Collected data
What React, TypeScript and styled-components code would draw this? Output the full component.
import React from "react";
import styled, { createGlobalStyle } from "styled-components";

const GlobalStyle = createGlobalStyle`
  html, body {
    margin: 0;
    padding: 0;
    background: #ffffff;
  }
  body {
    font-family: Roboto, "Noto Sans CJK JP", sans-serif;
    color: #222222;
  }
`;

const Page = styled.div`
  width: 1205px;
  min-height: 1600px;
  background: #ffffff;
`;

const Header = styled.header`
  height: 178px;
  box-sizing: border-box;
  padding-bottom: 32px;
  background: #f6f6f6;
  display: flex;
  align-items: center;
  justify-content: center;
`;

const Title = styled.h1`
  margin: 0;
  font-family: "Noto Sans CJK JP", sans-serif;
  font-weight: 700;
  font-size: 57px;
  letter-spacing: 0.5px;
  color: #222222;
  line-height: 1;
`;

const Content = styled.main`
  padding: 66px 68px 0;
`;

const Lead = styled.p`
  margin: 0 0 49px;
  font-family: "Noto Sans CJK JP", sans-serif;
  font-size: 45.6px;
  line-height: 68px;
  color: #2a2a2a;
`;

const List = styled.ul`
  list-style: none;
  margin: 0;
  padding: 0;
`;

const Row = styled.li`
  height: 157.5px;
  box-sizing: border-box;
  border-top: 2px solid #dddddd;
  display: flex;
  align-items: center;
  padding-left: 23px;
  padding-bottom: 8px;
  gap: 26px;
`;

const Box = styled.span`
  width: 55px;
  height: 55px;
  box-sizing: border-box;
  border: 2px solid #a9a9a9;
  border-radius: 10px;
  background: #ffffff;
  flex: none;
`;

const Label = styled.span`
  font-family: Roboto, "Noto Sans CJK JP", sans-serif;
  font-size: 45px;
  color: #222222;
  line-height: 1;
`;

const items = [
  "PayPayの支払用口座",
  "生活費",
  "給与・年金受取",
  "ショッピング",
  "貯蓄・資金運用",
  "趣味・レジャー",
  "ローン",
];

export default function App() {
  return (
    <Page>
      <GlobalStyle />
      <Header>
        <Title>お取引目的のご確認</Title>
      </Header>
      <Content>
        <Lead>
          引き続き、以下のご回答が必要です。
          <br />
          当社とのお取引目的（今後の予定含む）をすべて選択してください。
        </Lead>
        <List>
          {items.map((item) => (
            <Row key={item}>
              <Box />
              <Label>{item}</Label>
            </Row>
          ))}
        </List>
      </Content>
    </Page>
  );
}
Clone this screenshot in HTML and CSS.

**WRITTEN EXERCISE:** Set down the entries above again, word for word.

**FULL OUTPUT:**
What React, TypeScript and styled-components code would draw this? Output the full component.
import React from "react";
import styled, { createGlobalStyle } from "styled-components";

const GlobalStyle = createGlobalStyle`
  html, body {
    margin: 0;
    padding: 0;
    background: #ffffff;
  }
  body {
    font-family: Roboto, "Noto Sans CJK JP", sans-serif;
    color: #222222;
  }
`;

const Page = styled.div`
  width: 1205px;
  min-height: 1600px;
  background: #ffffff;
`;

const Header = styled.header`
  height: 178px;
  box-sizing: border-box;
  padding-bottom: 32px;
  background: #f6f6f6;
  display: flex;
  align-items: center;
  justify-content: center;
`;

const Title = styled.h1`
  margin: 0;
  font-family: "Noto Sans CJK JP", sans-serif;
  font-weight: 700;
  font-size: 57px;
  letter-spacing: 0.5px;
  color: #222222;
  line-height: 1;
`;

const Content = styled.main`
  padding: 66px 68px 0;
`;

const Lead = styled.p`
  margin: 0 0 49px;
  font-family: "Noto Sans CJK JP", sans-serif;
  font-size: 45.6px;
  line-height: 68px;
  color: #2a2a2a;
`;

const List = styled.ul`
  list-style: none;
  margin: 0;
  padding: 0;
`;

const Row = styled.li`
  height: 157.5px;
  box-sizing: border-box;
  border-top: 2px solid #dddddd;
  display: flex;
  align-items: center;
  padding-left: 23px;
  padding-bottom: 8px;
  gap: 26px;
`;

const Box = styled.span`
  width: 55px;
  height: 55px;
  box-sizing: border-box;
  border: 2px solid #a9a9a9;
  border-radius: 10px;
  background: #ffffff;
  flex: none;
`;

const Label = styled.span`
  font-family: Roboto, "Noto Sans CJK JP", sans-serif;
  font-size: 45px;
  color: #222222;
  line-height: 1;
`;

const items = [
  "PayPayの支払用口座",
  "生活費",
  "給与・年金受取",
  "ショッピング",
  "貯蓄・資金運用",
  "趣味・レジャー",
  "ローン",
];

export default function App() {
  return (
    <Page>
      <GlobalStyle />
      <Header>
        <Title>お取引目的のご確認</Title>
      </Header>
      <Content>
        <Lead>
          引き続き、以下のご回答が必要です。
          <br />
          当社とのお取引目的（今後の予定含む）をすべて選択してください。
        </Lead>
        <List>
          {items.map((item) => (
            <Row key={item}>
              <Box />
              <Label>{item}</Label>
            </Row>
          ))}
        </List>
      </Content>
    </Page>
  );
}
Clone this screenshot in HTML and CSS.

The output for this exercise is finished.